My journey with Christ began as a child. It was then that I learned the art of jumping through the hoops. I did the things that were asked of me: I prayed every night (especially for forgiveness), went to church (because my parents took me), and tried my dead level best to not sin (you can guess how that worked out). Of course, as many of you have found out, that type of life is filled with very deep valleys that are bordered by some very high mountains. I don’t know about your valleys, but mine seemed to last longer than the mountain top experiences.

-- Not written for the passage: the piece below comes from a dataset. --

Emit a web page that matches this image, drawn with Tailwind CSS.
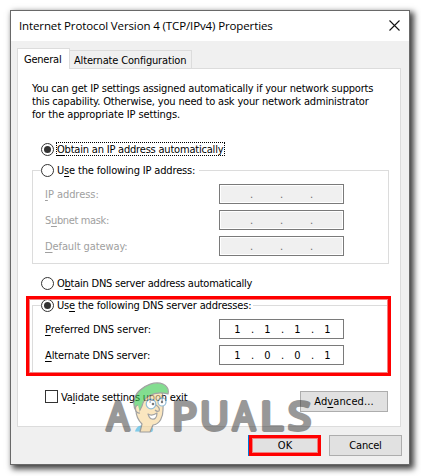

Fast forward a few years and you will see a 17 yr. old high school senior respond to an altar call at a local church. It is that moment on December 18, 1991 when I “firmly” placed my trust in Christ. I prayed the sinner’s prayer and began another leg of my journey. My resolve was strong. I remember saying out loud that evening, “I hope I don’t mess this up.” What I did not realize was that statement would shape my theology and walk with Christ for almost 20 years.
I KEPT MESSING IT UP…or so I thought. It didn’t matter how much I grew in my understanding, how many times I re-committed my life to Christ, vowed to do better next time; I continued to struggle with my faith. I looked for the secret that other believers seemed to possess. I desperately wanted to be pleasing to the Lord. However, the up and down roller coaster of my faith continued. The longer I walked with God, the further away I seemed at times. And all the advice I had received up to this point had me looking inside of myself to see discover the problem.
It wasn’t until a few years ago that I discovered the problem. The problem wasn’t my heart for the Lord. It wasn’t due to an alive and active sin nature in me. It wasn’t because I was misusing the grace of God. The problem was in my basic understanding of grace. I, like many of you, had an understanding of grace that told me I was forgiven. However, it wasn’t the forgiveness that seemed to be lacking. What I was missing out on was the abundant overcoming life that was promised.
I invite you to join my journey. A journey that has been filled with discovery, repentance (changing the way I think), and incredible security. A journey of absolute freedom in the Lord. A journey that is built upon a foundational understanding of grace as "the divine enablement of God." Are you ready?
Before we begin, I feel the need to warn you. It's not always easy to change the way we think. Repentance is hard work. It means that you will have to junk some faulty thought processes. You will have to give up your "just try harder" mentality. You will have to learn how to rest in the Lord, trust the Father's heart for you, and be absolutely convinced of His redeeming love. While this journey is rewarding, it may cause others to question the joy you will carry. Some will wonder about the new found love you will possess. Others will be uncomfortable about how comfortable you are with the Lord. Don't give in. Just give up on the idea that it is normal for your life to be less abundant, and your faith less than overcoming.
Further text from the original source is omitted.